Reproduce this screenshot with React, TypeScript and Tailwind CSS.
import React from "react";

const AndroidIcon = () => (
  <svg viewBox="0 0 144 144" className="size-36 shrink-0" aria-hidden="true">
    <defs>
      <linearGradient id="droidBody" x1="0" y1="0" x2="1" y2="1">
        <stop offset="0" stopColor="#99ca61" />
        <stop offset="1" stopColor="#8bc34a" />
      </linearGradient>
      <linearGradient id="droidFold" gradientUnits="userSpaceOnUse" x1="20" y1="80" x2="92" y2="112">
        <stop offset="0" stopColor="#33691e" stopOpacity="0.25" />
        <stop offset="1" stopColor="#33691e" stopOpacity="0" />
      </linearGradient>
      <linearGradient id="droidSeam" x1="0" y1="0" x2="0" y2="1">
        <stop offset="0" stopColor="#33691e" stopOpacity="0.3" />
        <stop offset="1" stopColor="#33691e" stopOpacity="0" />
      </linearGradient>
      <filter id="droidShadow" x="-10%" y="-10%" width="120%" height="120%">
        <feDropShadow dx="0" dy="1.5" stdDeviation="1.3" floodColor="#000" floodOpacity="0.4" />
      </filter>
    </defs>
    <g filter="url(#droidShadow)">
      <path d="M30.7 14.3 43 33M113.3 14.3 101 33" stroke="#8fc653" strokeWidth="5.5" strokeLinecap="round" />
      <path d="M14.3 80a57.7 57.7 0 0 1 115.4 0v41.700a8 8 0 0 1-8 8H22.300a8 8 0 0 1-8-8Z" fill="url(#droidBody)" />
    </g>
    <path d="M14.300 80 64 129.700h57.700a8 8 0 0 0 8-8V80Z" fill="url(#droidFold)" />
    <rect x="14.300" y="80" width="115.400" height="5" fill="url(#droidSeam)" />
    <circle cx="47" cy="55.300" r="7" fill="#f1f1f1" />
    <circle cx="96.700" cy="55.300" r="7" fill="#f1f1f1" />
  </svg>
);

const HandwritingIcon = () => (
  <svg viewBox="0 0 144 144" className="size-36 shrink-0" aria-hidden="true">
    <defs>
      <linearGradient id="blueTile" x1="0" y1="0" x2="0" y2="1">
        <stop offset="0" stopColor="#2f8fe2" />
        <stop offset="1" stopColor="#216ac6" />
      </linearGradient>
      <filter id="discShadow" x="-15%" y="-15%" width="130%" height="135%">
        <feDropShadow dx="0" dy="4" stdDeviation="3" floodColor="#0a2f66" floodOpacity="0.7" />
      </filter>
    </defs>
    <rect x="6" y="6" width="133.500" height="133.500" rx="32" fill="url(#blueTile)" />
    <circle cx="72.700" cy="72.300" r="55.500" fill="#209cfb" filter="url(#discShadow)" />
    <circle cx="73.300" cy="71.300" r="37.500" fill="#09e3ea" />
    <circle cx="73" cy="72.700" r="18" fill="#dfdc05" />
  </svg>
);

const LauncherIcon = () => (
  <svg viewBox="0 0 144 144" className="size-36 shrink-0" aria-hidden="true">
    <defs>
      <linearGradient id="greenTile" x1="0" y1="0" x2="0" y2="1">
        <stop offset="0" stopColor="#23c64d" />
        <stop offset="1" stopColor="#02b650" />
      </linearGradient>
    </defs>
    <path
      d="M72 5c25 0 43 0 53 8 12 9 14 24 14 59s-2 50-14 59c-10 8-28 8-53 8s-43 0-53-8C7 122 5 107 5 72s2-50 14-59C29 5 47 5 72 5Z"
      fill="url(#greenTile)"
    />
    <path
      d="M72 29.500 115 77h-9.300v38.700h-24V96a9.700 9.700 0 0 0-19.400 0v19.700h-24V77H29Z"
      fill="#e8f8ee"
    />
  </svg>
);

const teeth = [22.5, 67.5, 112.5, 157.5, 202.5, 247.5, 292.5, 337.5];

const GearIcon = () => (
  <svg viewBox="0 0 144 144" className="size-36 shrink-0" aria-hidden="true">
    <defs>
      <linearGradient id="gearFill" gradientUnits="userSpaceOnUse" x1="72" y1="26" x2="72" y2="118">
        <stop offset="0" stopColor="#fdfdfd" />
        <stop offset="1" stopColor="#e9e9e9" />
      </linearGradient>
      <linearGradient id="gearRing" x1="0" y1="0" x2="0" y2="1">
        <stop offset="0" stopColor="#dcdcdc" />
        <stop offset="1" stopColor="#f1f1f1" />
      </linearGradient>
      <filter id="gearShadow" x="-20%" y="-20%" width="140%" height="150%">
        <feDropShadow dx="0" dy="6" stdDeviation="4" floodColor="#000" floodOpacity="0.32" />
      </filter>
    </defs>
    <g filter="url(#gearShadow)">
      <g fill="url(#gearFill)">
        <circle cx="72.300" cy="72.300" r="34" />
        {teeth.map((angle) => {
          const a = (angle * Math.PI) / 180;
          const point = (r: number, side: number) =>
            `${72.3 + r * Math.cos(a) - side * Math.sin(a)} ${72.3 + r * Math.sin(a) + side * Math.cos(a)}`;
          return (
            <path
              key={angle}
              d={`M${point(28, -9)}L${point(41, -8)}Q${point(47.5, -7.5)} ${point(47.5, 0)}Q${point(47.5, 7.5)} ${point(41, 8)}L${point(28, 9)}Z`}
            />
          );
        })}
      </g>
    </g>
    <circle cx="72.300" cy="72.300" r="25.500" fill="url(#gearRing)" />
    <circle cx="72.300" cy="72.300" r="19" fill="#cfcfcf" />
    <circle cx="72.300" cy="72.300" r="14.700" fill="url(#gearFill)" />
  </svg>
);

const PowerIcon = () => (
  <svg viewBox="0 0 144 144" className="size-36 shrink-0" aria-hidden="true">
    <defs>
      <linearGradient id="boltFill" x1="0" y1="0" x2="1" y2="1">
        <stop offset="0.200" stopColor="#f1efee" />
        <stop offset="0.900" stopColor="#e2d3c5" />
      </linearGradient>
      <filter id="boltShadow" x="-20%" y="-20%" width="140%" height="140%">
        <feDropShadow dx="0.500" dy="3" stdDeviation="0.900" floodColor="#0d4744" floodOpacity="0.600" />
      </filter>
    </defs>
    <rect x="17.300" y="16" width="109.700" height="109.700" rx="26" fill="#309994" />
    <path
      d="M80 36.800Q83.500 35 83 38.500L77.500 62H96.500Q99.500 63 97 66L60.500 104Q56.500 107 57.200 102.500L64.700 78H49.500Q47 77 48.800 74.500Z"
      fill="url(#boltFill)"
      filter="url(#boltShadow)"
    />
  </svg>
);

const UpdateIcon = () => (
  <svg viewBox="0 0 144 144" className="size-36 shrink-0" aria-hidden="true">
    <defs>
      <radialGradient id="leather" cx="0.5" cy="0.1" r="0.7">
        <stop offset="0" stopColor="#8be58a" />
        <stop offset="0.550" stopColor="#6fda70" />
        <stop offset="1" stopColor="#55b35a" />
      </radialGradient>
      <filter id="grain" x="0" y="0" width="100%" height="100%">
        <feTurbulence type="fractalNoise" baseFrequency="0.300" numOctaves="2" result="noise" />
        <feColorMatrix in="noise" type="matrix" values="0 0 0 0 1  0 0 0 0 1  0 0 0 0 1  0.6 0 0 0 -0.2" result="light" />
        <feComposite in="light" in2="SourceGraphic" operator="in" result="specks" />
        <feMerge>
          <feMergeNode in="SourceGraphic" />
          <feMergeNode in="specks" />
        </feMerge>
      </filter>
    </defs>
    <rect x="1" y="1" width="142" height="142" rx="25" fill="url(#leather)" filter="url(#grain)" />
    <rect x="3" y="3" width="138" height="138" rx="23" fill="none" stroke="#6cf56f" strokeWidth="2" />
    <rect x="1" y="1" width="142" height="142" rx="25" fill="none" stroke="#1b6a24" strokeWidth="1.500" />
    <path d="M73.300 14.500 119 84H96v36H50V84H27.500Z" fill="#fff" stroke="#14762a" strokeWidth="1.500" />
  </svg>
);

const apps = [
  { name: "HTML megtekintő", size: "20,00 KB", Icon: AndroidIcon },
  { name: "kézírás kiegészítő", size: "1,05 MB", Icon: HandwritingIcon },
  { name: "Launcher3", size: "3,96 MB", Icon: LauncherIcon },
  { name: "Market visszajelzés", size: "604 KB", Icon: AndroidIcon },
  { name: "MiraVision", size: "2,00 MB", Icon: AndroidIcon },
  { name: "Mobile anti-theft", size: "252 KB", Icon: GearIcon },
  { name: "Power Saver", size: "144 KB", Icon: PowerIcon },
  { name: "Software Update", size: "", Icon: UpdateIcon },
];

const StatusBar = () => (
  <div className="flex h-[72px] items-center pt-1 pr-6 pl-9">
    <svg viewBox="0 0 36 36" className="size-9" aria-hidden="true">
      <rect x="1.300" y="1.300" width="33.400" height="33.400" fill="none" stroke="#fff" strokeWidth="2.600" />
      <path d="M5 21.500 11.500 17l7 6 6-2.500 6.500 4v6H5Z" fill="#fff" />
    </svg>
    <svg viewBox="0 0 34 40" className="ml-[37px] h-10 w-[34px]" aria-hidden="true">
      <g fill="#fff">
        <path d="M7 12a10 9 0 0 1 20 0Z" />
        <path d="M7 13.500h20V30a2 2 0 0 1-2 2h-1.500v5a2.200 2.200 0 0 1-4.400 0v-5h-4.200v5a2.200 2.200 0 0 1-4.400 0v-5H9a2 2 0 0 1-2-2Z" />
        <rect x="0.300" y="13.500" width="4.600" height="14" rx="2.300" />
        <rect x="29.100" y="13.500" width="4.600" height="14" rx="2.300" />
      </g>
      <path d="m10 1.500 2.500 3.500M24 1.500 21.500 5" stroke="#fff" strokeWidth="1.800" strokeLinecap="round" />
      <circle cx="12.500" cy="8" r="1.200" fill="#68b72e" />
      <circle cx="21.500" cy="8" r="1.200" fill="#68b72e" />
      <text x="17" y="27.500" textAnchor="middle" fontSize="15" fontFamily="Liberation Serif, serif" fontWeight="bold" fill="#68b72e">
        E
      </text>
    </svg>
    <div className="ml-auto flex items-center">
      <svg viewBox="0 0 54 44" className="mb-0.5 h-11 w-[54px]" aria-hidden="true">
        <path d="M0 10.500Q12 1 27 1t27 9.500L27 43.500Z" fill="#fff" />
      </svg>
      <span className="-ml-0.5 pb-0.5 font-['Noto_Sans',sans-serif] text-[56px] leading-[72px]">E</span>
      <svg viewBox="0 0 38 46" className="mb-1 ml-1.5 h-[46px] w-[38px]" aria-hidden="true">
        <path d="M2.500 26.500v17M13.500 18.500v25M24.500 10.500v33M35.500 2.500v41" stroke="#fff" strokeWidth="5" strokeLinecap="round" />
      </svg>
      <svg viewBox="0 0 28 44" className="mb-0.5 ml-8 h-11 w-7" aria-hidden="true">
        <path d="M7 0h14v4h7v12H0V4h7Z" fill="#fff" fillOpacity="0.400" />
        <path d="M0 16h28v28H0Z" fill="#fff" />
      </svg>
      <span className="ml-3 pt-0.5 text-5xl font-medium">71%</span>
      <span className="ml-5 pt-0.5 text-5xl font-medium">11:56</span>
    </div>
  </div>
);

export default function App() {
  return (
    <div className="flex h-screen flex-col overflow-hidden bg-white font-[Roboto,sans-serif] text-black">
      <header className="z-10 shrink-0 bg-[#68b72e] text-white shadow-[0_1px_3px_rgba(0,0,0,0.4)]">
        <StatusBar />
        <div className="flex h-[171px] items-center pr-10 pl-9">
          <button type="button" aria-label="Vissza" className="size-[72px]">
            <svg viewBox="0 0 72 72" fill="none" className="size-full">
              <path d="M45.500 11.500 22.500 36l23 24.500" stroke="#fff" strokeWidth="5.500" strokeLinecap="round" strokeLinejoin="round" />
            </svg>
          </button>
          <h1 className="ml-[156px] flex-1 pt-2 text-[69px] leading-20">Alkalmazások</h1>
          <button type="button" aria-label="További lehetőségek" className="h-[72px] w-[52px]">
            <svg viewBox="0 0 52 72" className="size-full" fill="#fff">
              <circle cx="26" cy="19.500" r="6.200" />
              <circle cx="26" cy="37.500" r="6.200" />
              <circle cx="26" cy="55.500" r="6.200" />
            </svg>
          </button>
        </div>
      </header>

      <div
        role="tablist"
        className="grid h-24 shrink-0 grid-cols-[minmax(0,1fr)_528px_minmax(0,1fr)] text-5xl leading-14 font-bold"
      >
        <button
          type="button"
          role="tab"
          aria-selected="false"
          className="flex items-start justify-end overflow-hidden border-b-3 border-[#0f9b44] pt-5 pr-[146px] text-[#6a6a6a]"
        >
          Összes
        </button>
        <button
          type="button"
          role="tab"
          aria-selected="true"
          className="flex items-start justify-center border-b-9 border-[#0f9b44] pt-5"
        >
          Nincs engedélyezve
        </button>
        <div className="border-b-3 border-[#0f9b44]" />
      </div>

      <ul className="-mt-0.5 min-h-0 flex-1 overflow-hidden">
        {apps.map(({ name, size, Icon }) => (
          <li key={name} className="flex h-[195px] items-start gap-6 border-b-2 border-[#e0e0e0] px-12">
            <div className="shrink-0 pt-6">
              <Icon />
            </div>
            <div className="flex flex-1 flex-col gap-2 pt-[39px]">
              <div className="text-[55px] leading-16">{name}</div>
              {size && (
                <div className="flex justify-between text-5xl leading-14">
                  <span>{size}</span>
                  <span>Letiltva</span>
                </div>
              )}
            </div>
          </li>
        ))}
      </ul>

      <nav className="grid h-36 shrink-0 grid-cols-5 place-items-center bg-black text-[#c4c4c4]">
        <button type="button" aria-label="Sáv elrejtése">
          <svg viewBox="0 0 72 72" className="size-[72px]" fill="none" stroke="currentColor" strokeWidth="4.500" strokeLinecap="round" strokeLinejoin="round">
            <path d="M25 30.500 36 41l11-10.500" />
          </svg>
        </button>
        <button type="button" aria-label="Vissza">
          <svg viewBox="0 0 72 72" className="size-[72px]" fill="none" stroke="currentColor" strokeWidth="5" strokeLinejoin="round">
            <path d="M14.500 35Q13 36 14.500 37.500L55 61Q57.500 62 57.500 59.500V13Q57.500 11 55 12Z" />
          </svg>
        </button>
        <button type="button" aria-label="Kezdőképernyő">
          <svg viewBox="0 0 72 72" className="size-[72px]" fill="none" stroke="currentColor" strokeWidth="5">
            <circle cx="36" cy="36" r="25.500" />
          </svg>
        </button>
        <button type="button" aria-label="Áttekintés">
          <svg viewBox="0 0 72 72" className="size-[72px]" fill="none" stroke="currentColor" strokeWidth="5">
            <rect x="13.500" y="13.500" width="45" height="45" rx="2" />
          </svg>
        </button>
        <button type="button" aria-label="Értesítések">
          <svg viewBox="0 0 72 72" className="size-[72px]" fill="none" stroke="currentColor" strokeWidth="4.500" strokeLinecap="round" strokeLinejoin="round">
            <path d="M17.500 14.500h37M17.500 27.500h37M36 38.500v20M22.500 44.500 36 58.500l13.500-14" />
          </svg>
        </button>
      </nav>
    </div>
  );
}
================================
Written exercise: Give the lines again, exactly as they stand, from the beginning of the data through the line with "import React from".

Result:
Reproduce this screenshot with React, TypeScript and Tailwind CSS.
import React from "react";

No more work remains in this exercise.